Vasco Ribeiro Casais (V.R.C.) - Ao criarmos temas originais baseados nos tradicionais, ou que a sua sonoridade seja de alguma forma parecida com a tradição, estamos a acrescentar um ponto ao contar o conto… Apesar de dominarmos a linguagem tradicional e as técnicas de tocar os instrumentos não ficamos presos a elas e tentamos ir um pouco mais além na nossa visão criativa. Isso pode ser feito ao tocar percussões portuguesas como se fosse uma bateria, com ritmos de rock ou de metal; através da eletrificação dos cordofones portugueses (neste caso da viola braguesa e do cavaquinho); ou através de harmonizações vocais diferentes das tradicionais.

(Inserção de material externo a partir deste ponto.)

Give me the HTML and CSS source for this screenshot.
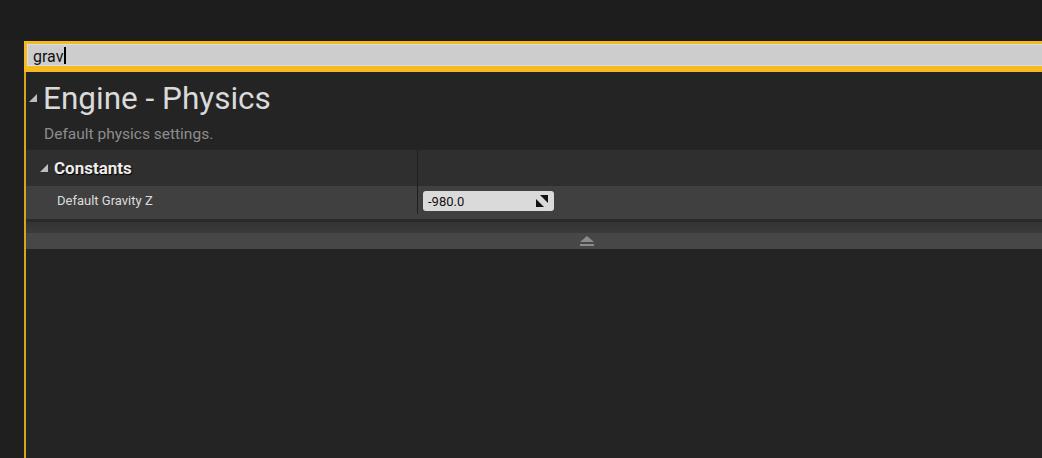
FILE: index.html
```html
<!DOCTYPE html>
<html>
<head>
<meta charset="utf-8">
<link rel="stylesheet" href="styles.css">
</head>
<body>
<div class="top"></div>
<div class="panel">
  <div class="search">
    <div class="input"><span class="typed">grav</span><span class="caret"></span></div>
  </div>
  <div class="body">
    <div class="cat-head">
      <svg class="tri big" width="8" height="8" viewBox="0 0 8 8"><polygon points="0,8 8,0 8,8"/></svg>
      <h1 class="cat-title">Engine - Physics</h1>
    </div>
    <p class="desc">Default physics settings.</p>
    <div class="group">
      <div class="row row-head">
        <div class="name">
          <svg class="tri" width="8" height="8" viewBox="0 0 8 8"><polygon points="0,8 8,0 8,8"/></svg>
          <span class="group-title">Constants</span>
        </div>
        <div class="val"></div>
      </div>
      <div class="row row-prop">
        <div class="name"><span class="prop-label">Default Gravity Z</span></div>
        <div class="val">
          <div class="num">
            <span>-980.0</span>
            <svg class="spin" width="12" height="12" viewBox="0 0 12 12"><polygon points="4,0 12,0 12,8"/><polygon points="0,4 0,12 8,12"/></svg>
          </div>
        </div>
      </div>
    </div>
    <div class="sep"></div>
    <div class="collapse">
      <svg width="14" height="10" viewBox="0 0 14 10"><polygon points="7,0 14,6 0,6" fill="#8c8c8c"/><rect x="0" y="8" width="14" height="2" fill="#8c8c8c"/></svg>
    </div>
  </div>
</div>
</body>
</html>
```

FILE: styles.css
```css
html, body {
  margin: 0;
  padding: 0;
  height: 100%;
}
body {
  background: #1f1f1f;
  font-family: Roboto, "Noto Sans", sans-serif;
  overflow: hidden;
}
.top {
  height: 41px;
  background: #1d1d1d;
}
.panel {
  margin-left: 24px;
  height: 417px;
  display: flex;
  flex-direction: column;
}
.search {
  background: #f6b921;
  padding: 3px 0 6px 3px;
}
.input {
  height: 20px;
  background: #cdcdcd;
  border: 1px solid #dedede;
  border-right: none;
  display: flex;
  align-items: center;
  padding-left: 5px;
  font-size: 16px;
  color: #111;
}
.typed {
  margin-top: 2px;
}
.caret {
  display: inline-block;
  width: 2px;
  height: 17px;
  background: #000;
  margin-left: 1px;
}
.body {
  flex: 1;
  background: #242424;
  border-left: 2px solid #d9a41b;
}
.cat-head {
  display: flex;
  align-items: center;
  height: 50px;
  padding-left: 3px;
}
.tri {
  fill: #bdbdbd;
  flex: none;
}
.tri.big {
  margin-top: 2px;
}
.cat-title {
  margin: 3px 0 0 6px;
  font-weight: 400;
  font-size: 31.5px;
  color: #dadada;
}
.desc {
  margin: 0;
  height: 28px;
  line-height: 24px;
  padding-left: 18px;
  font-size: 15.5px;
  color: #8d8d8d;
}
.row {
  display: flex;
}
.name {
  width: 392px;
  box-sizing: border-box;
  flex: none;
  display: flex;
  align-items: center;
  border-right: 1px solid #1f1f1f;
}
.val {
  flex: 1;
  display: flex;
  align-items: center;
}
.row-head {
  height: 36px;
  background: #2f2f2f;
}
.row-head .name {
  padding-left: 14px;
}
.group-title {
  margin-left: 6px;
  font-weight: 700;
  font-size: 17px;
  color: #ececec;
  text-shadow: 1px 1px 1px #000;
}
.row-prop {
  height: 33px;
  background: #404040;
}
.row-prop .name {
  padding-left: 31px;
  height: 28px;
  align-self: flex-start;
}
.prop-label {
  font-size: 13px;
  color: #dcdcdc;
  margin-top: 1px;
}
.row-prop .val {
  align-items: flex-start;
  padding-top: 5px;
  padding-left: 5px;
}
.num {
  width: 131px;
  height: 20px;
  box-sizing: border-box;
  background: #dadada;
  border-radius: 3px;
  display: flex;
  align-items: center;
  justify-content: space-between;
  padding: 0 6px 0 5px;
  font-size: 13px;
  color: #111;
}
.spin {
  fill: #111;
}
.sep {
  height: 14px;
  background: linear-gradient(#2a2a2a 0 3px, #333 3px, #3b3b3b 14px);
}
.collapse {
  height: 16px;
  background: #474747;
  display: flex;
  justify-content: center;
  align-items: center;
  padding-left: 106px;
}
```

O que tentamos é adaptar todo um legado que está vivo nas nossas tradições à nossa vivência e, como nenhum de nós vive no campo nem no contexto em que essas músicas eram tocadas, o resultado é sempre diferente.
(G.) – Nota-se esta presença marcada da tradição musical portuguesa e da vontade de a preservar, reinventando-a. O que pensam desta “onda” de procura por sonoridades tradicionais a revelar-se cada vez mais em jovens músicos?
(V.R.C.) - Ficamos muitos felizes por isso estar a acontecer, é um sinal de que se olha cada vez mais para a nossa riqueza cultural em vez de simplesmente imitar o que vem de fora. Na nossa ótica, é bom beber do global e depois expressar local. Cada cultura tem algo único para mostrar e, quando fazemos algo cantado na nossa língua materna e com as nossas sonoridades, aquilo que dizemos tem uma força muito maior e toca na alma de quem ouve de uma forma muito diferente. É muito bom ver as nossas tradições a serem trabalhadas de tantas formas diferentes.